Aber die kleinste Schwester flüsterte dem Greise zu: “Das ist nur, weil sie aus einem nordischen Liede gehört hat, dass, wenn die Erde untergeht, doch die nordischen Klippen gleich Bausteinen stehen bleiben werden, deswegen will sie da hinauf, denn sie fürchtet das Untergehen sehr.”
“Ho, ho!” sagte der greise Kobold, “war es so gemeint? Aber was kann die siebente und letzte?”
“Die sechste kommt erst vor der siebten!” sagte der Elfenkönig, denn er konnte rechnen, aber die sechste wollte nicht hervorkommen.

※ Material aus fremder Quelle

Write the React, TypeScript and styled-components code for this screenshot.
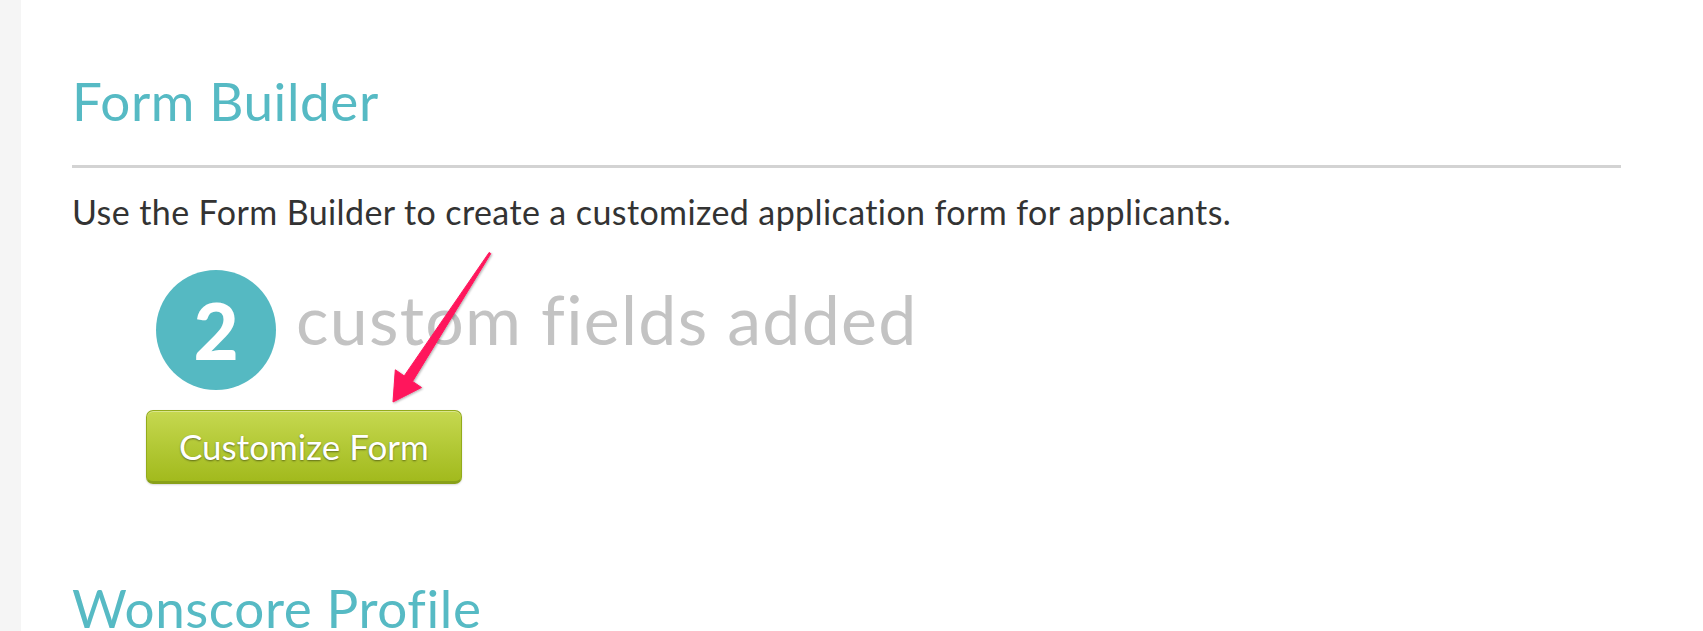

“Ich kann nur den Leuten die Wahrheit sagen!” sagte sie. “Um mich kümmert sich Niemand, und ich habe genug damit zu tun, mein Leichenzeug zu nähen!”

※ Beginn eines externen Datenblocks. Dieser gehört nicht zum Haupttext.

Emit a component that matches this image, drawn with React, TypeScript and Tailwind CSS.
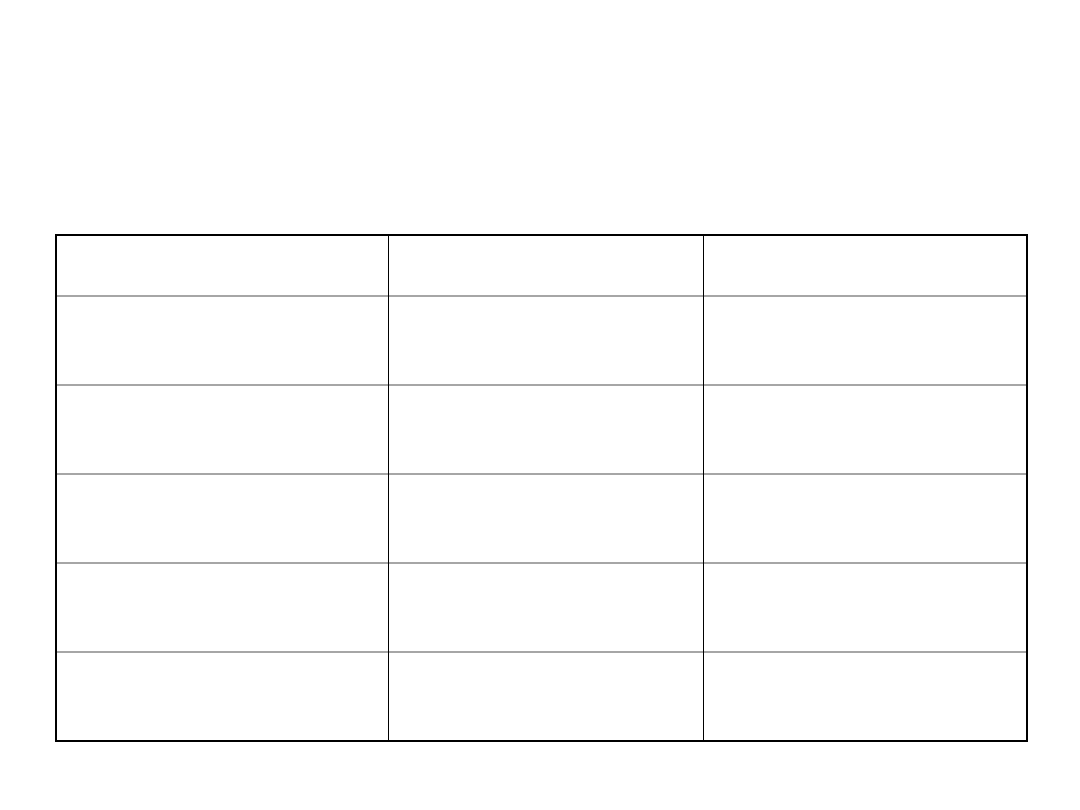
export default function App() {
  const rows = [59, 89, 89, 89, 89, 89];

  return (
    <div className="min-h-[810px] w-[1080px] bg-white pt-[234px] pl-[55px]">
      <div className="flex w-[973px] flex-col border-2 border-black">
        {rows.map((h, i) => (
          <div
            key={i}
            className={`flex ${i > 0 ? "border-t-2 border-[#a6a6a6]" : ""}`}
            style={{ height: h }}
          >
            <div className={`w-[332px] border-r border-black ${i > 0 ? "-mt-[2px]" : ""}`} />
            <div className={`w-[315px] border-r border-black ${i > 0 ? "-mt-[2px]" : ""}`} />
            <div className="flex-1" />
          </div>
        ))}
      </div>
    </div>
  );
}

Nun kam die siebente und letzte, und was konnte sie? Ja, sie konnte Märchen erzählen so viel sie wollte.
“Hier sind alle meine fünf Finger!” sagte der greise Kobold, erzähle mir ein Märchen von jedem!”
Die Elfe fasste ihn um das Handgelenk, und er lachte, dass es in ihm gluckte, und als sie zum Goldfinger kam, der einen Goldring umhatte, als ob er wisse, dass Verlobung sein sollte, sagte der greise Kobold: “Halte fest, was Du hast, die Hand ist Dein, Dich will ich selbst zur Frau haben!”

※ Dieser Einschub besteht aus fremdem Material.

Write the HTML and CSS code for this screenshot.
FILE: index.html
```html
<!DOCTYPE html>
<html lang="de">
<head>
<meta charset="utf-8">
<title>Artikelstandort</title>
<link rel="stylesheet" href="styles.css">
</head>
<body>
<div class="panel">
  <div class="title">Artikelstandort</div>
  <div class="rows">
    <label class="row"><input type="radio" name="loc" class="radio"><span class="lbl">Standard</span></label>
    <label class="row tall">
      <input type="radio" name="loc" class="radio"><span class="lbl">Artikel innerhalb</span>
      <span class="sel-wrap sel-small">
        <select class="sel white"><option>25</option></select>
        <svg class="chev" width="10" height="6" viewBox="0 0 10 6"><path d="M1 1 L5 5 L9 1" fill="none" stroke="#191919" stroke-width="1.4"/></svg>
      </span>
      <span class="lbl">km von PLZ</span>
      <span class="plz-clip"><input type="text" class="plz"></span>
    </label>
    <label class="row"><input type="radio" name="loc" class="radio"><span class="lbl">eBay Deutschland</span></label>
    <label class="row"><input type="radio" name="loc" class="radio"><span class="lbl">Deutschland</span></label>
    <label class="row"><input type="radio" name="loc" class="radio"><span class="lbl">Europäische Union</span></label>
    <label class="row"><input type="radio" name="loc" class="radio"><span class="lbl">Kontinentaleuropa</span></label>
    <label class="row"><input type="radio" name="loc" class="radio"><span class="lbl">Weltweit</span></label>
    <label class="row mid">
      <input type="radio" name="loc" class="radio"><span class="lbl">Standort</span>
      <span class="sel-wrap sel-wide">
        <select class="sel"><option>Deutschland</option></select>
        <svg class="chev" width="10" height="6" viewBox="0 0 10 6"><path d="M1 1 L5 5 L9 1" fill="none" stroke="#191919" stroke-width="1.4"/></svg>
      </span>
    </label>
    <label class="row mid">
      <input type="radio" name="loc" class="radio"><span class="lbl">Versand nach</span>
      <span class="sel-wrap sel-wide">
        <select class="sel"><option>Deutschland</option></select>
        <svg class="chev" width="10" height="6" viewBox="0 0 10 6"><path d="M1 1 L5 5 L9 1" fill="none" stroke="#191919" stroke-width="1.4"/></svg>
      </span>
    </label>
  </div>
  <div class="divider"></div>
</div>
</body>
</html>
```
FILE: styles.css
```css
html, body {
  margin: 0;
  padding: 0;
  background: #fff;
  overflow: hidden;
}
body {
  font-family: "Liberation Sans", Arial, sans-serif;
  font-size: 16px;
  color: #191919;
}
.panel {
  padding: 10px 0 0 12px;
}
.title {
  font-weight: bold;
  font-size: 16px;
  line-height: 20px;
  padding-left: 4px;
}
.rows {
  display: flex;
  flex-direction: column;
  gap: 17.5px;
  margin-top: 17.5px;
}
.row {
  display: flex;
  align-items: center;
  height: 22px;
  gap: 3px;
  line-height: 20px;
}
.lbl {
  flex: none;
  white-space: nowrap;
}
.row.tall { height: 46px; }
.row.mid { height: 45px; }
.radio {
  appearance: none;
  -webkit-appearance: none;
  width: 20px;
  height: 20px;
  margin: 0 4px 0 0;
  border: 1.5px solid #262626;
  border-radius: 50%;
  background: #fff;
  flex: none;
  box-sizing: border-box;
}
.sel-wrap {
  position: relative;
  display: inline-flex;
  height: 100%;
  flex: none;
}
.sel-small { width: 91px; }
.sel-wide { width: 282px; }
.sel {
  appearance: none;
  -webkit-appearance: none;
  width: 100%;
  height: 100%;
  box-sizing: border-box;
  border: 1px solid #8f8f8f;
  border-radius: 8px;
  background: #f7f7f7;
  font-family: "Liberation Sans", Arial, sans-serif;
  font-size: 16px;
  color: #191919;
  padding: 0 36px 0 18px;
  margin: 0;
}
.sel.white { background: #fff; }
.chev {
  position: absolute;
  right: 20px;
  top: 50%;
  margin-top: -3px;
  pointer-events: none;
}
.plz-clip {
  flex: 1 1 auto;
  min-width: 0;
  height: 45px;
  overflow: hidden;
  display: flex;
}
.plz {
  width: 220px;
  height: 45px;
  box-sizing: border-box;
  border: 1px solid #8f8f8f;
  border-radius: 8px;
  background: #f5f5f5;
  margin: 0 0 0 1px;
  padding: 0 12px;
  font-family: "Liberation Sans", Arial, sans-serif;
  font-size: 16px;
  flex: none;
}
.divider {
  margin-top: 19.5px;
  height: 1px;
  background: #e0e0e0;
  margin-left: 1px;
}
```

Die Elfe sagte, dass die Märchen vom Goldfinger und vom kleinen Peter Spielmann noch fehlen.
“Diese wollen wir im Winter hören!” sagte der greise Kobold. “Von der Tanne wollen wir hören und von der Birke und von den Geistergeschenken und von dem klingenden Frost! Du sollst schon erzählen, denn das versteht noch Keiner so recht dort oben. – Und dann wollen wir in der Steinstube, wo der Kienspan brennt, sitzen und Met aus den goldenen Hörnern der alten nordischen Könige trinken. Der Nick hat mir ein Paar geschenkt, und wenn wir dann sitzen, so kommt die Nixe zum Besuch; sie singt Dir alle Lieder der Hirtenmädchen im Gebirge. Das wird munter werden! Der Lachs wird im Wassersturz springen und gegen die Steinwände schlagen, aber er kommt doch nicht herein! – Ja, es ist gut sein in dem lieben alten Norwegen! Aber wo sind die Jungen?”
Ja, wo waren die? Sie liefen auf dem Felde herum und bliesen die Irrlichter aus, die so gutmütig kamen, um den Fackelzug zu bringen.
“Was ist das für ein Herumstreichen!” sagte der greise Kobold. “Ich habe mir eine Mutter für euch genommen, nun könnt ihr eine Tante nehmen!”
Aber die Jungen sagten, dass sie am liebsten eine Rede halten und Brüderschaft trinken wollten, zum Heiraten haben sie keine Lust. – Und nun hielten sie Reden, tranken Brüderschaft und machten die Nagelprobe, um zu zeigen, dass sie ausgetrunken hatten. Darauf zogen sie die Röcke aus und legten sich auf den Tisch, um zu schlafen, denn sie hatten kein Bett. Aber der greise Kobold tanzte mit seiner jungen Braut in der Stube herum und wechselte Stiefel mit ihr, denn das ist feiner als Ringe wechseln. “Nun kräht der Hahn!” sagte die alte Elfe, welches das Hauswesen besorgte. “Nun müssen wir die Fensterläden schließen, damit die Sonne uns nicht verbrennt!”
Dann schloss sich der Hügel.
Aber draußen liefen die Eidechsen in den geborsteten Baume auf und nieder und die eine sagte zur andern:
“O, wie mir der nordische greise Kobold gefiel!”
“Mir gefallen die Knaben besser!” sagte der Regenwurm, aber er konnte ja nicht sehen, das elende Tier.